Copy, from the entries below, each line where the word "page" can be found.

-- Begin Records shown --

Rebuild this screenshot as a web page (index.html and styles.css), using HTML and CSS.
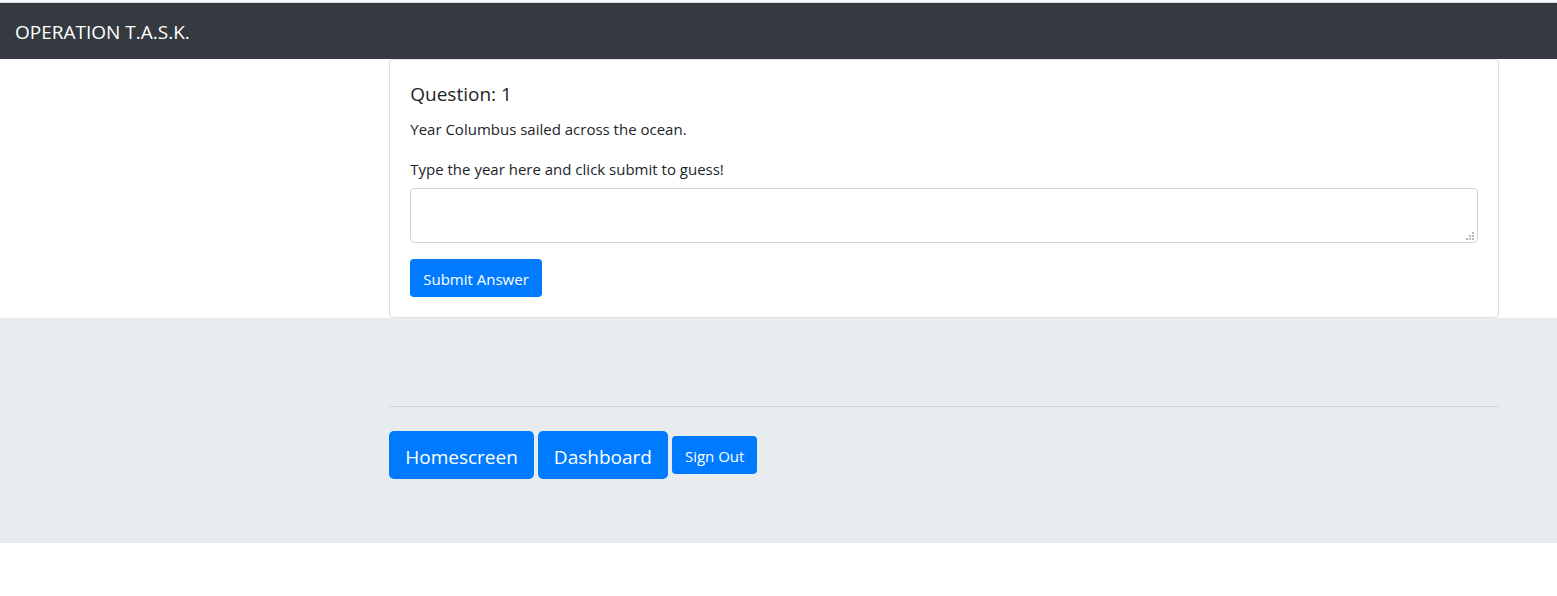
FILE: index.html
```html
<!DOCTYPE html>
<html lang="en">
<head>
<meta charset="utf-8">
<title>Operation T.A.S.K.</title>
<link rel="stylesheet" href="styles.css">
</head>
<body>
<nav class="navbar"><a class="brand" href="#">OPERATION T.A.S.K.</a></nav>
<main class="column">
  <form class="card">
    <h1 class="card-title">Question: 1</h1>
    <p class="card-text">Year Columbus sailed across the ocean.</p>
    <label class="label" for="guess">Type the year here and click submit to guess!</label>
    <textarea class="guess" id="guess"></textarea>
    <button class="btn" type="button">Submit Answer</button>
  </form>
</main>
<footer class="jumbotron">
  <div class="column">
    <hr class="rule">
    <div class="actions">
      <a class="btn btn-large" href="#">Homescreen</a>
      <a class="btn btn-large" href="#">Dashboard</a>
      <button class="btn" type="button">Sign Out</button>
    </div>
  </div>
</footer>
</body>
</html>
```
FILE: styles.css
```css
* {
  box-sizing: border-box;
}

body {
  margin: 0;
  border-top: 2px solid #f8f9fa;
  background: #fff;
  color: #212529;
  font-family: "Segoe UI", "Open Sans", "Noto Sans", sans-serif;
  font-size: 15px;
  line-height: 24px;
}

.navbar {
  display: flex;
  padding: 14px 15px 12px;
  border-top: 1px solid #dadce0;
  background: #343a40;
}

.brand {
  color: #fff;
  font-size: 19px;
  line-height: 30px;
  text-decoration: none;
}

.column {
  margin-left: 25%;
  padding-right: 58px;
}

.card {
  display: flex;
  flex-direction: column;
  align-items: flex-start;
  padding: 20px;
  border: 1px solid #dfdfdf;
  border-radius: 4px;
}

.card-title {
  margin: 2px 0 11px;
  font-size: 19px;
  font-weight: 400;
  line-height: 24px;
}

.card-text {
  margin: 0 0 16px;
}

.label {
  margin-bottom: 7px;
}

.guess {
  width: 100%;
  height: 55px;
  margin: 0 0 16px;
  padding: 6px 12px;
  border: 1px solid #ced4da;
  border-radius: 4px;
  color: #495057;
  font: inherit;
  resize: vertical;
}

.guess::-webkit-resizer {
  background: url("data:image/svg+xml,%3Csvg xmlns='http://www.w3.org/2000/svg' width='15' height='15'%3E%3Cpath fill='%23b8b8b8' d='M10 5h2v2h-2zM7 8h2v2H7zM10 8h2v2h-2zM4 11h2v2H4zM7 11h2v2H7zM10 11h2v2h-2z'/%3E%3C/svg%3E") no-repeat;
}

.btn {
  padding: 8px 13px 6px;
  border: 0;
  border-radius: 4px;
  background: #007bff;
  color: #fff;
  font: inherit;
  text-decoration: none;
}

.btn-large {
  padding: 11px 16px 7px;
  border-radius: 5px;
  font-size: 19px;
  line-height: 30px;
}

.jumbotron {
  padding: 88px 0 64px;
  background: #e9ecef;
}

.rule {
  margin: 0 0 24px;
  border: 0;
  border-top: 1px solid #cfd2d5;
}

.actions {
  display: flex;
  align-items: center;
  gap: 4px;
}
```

-- End Records shown --
-- Begin Records shown --

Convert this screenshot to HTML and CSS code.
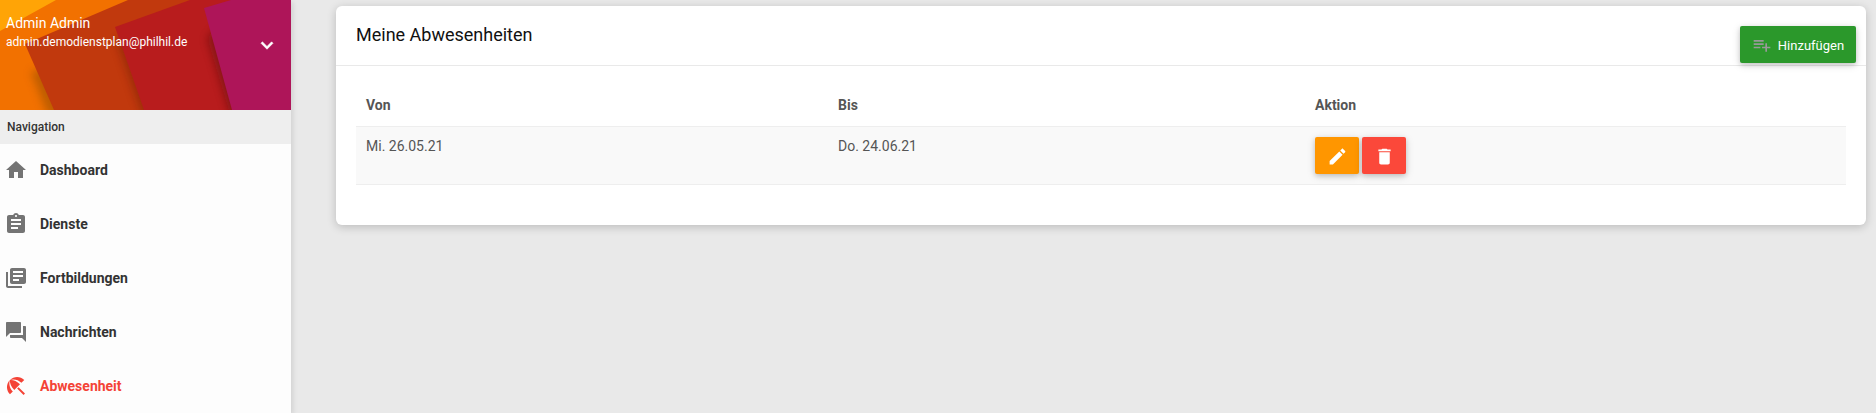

-- End Records shown --
-- Begin Records shown --

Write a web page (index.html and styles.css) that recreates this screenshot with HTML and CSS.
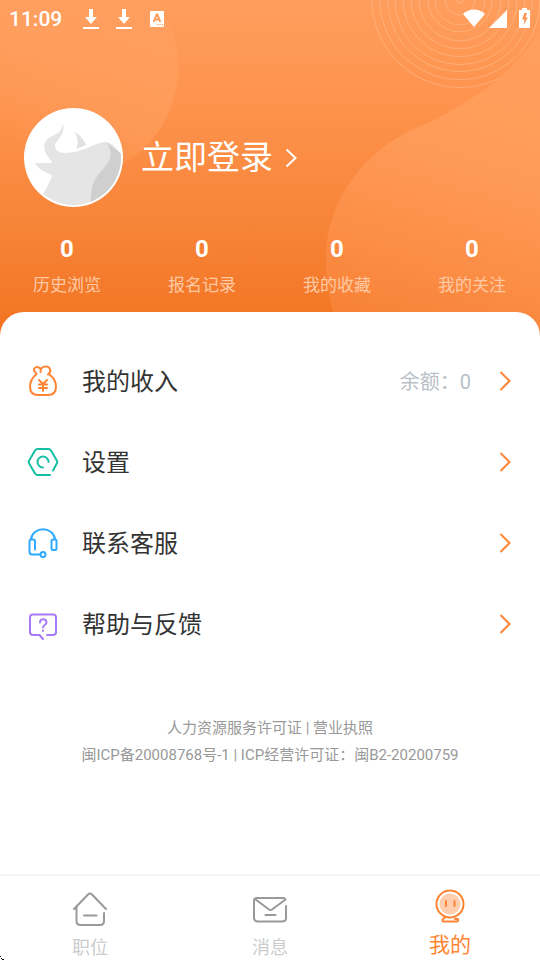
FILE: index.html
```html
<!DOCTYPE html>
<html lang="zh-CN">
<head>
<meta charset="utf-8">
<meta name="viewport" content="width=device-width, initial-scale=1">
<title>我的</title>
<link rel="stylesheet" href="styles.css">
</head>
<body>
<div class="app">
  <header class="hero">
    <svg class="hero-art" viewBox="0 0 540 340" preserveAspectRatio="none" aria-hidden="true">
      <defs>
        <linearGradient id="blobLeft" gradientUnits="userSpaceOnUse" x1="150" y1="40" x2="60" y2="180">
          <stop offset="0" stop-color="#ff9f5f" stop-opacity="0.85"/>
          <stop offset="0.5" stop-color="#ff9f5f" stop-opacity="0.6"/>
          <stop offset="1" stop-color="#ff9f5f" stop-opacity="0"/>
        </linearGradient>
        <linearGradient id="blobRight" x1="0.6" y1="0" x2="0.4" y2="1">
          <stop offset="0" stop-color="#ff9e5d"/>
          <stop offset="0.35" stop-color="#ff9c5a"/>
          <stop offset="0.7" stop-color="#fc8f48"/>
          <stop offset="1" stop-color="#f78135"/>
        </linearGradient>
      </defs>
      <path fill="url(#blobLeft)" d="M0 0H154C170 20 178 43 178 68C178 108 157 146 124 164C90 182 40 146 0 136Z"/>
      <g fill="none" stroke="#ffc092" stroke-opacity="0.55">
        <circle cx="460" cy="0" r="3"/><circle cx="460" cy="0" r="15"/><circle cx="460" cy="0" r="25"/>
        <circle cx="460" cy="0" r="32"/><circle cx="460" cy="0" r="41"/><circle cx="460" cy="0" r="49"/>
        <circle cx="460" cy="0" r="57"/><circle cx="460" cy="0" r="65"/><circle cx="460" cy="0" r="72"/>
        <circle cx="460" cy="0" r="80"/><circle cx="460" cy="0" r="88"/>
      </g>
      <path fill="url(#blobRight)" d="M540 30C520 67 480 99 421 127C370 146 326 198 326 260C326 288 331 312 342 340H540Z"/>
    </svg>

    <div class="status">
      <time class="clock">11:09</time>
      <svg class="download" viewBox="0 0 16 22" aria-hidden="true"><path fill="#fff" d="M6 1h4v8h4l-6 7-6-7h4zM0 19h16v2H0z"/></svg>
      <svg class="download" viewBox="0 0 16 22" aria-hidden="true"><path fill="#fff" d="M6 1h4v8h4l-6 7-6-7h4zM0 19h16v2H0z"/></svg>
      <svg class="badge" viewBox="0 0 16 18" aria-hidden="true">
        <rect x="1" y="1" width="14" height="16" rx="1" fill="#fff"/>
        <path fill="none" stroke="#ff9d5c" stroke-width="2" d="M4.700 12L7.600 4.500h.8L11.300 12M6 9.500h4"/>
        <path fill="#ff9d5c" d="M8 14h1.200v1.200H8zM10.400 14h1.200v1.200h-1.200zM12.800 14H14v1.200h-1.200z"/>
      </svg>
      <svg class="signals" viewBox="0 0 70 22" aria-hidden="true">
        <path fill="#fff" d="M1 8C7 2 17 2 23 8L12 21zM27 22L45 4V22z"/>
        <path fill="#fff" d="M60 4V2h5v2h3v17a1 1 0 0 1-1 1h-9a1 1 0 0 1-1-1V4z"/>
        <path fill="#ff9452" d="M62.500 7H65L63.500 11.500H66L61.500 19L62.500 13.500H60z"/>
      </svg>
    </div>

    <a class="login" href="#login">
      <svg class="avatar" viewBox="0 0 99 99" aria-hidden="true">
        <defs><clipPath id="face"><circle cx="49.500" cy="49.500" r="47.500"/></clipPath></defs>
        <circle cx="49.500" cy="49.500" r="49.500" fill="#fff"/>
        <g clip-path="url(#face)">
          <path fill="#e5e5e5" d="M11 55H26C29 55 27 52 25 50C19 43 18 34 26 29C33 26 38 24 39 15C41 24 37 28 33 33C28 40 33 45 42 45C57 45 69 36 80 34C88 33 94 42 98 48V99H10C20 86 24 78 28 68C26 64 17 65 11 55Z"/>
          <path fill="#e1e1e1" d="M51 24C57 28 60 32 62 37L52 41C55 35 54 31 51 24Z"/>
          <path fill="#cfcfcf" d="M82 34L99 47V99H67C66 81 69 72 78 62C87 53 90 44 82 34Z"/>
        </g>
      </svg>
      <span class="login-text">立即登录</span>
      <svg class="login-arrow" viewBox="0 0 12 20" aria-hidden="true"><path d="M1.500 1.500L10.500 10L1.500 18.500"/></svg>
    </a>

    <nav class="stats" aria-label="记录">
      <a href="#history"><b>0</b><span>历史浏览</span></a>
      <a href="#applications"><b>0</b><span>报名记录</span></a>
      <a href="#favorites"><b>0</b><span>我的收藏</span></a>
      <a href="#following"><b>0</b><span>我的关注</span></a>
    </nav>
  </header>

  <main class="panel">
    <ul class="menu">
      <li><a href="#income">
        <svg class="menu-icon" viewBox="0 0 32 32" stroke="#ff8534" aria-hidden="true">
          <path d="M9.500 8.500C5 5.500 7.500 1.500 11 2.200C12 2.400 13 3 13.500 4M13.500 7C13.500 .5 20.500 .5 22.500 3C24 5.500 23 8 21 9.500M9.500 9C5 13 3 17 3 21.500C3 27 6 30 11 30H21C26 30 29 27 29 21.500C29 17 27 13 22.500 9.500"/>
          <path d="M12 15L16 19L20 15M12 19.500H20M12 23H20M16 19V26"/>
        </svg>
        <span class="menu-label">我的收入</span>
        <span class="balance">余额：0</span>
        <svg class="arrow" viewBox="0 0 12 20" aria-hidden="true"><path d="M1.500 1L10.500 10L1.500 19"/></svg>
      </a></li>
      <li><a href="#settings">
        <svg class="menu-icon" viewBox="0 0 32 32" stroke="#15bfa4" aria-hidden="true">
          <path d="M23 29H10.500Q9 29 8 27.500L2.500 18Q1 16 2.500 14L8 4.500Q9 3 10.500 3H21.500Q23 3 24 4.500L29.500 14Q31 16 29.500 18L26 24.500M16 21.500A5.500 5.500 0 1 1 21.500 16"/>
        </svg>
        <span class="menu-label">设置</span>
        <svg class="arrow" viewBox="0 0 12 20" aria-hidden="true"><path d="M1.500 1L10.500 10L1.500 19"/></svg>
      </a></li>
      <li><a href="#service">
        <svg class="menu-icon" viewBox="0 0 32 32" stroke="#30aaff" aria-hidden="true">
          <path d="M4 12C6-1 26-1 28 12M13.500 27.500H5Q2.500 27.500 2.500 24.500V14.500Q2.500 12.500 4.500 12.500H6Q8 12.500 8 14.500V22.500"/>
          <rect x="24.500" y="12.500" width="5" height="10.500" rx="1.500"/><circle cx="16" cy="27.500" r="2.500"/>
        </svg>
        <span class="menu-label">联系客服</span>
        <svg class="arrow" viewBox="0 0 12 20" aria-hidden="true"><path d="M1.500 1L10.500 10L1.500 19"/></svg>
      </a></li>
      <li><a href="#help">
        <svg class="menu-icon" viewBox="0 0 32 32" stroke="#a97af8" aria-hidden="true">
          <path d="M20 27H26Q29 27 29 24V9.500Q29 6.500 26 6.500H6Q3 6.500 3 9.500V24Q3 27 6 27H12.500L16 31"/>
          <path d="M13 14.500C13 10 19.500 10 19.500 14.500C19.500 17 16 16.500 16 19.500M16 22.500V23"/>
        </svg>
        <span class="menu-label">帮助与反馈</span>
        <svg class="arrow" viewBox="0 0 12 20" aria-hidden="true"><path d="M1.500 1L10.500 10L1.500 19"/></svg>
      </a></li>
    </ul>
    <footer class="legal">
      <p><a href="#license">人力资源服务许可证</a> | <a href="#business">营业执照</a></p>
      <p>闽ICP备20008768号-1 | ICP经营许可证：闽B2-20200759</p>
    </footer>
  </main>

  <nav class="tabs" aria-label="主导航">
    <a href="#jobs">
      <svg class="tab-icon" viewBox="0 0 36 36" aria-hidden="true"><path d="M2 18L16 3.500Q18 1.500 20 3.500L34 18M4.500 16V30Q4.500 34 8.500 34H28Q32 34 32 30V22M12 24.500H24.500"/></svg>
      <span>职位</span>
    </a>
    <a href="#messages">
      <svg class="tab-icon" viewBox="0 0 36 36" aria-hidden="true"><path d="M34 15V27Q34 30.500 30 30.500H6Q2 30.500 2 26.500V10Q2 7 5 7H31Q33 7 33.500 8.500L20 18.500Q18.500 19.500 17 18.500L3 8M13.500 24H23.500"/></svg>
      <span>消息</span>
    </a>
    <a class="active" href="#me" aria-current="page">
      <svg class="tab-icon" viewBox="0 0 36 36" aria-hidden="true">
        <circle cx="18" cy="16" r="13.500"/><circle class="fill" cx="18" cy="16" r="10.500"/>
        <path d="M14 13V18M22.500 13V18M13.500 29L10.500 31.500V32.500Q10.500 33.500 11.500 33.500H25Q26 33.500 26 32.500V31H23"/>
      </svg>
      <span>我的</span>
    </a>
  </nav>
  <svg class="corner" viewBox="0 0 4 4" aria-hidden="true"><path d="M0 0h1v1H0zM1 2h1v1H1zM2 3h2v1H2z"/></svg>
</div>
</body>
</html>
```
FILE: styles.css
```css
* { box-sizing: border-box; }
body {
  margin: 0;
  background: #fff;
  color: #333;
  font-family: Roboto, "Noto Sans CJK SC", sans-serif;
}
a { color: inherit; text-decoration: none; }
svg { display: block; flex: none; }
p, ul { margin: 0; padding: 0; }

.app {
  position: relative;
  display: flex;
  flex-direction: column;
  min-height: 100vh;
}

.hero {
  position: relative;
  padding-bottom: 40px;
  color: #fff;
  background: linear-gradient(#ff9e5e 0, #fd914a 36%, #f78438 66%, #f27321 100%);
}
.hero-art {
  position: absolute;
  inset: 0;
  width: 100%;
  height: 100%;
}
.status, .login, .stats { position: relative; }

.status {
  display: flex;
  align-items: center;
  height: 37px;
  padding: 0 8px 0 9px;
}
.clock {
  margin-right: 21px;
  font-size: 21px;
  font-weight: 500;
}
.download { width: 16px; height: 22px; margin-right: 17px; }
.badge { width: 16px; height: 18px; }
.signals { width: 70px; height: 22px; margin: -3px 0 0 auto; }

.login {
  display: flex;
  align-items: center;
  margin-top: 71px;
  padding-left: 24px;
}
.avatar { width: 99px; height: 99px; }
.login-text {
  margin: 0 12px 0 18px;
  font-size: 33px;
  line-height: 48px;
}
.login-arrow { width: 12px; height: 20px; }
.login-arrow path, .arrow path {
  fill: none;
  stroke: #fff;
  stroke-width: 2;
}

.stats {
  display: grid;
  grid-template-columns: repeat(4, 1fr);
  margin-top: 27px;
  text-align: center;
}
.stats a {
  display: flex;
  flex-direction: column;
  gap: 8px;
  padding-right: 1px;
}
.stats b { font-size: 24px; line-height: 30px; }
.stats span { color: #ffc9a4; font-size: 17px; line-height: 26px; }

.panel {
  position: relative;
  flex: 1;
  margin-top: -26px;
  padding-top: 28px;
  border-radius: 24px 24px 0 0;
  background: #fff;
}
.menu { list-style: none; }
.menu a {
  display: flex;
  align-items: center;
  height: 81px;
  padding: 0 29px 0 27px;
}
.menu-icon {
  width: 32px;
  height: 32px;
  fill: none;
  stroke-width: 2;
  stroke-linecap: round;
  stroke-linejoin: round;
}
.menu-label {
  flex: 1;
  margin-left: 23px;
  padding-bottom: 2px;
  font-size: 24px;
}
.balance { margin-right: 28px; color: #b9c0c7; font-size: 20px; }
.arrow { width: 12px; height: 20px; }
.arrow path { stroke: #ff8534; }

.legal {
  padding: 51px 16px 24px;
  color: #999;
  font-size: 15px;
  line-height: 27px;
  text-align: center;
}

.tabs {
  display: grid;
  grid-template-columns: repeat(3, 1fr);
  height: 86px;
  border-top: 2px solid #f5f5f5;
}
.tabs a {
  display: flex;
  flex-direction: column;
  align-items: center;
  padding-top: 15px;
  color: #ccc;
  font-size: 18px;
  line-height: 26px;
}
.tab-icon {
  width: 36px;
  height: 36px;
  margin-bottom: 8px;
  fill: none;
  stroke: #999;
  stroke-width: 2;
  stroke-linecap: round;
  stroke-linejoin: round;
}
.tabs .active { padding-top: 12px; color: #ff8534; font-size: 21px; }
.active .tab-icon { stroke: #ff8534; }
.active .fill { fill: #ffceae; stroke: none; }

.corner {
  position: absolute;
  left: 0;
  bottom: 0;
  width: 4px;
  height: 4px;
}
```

-- End Records shown --

In response |
Rebuild this screenshot as a web page (index.html and styles.css), using HTML and CSS.
Write a web page (index.html and styles.css) that recreates this screenshot with HTML and CSS.
    <a class="active" href="#me" aria-current="page">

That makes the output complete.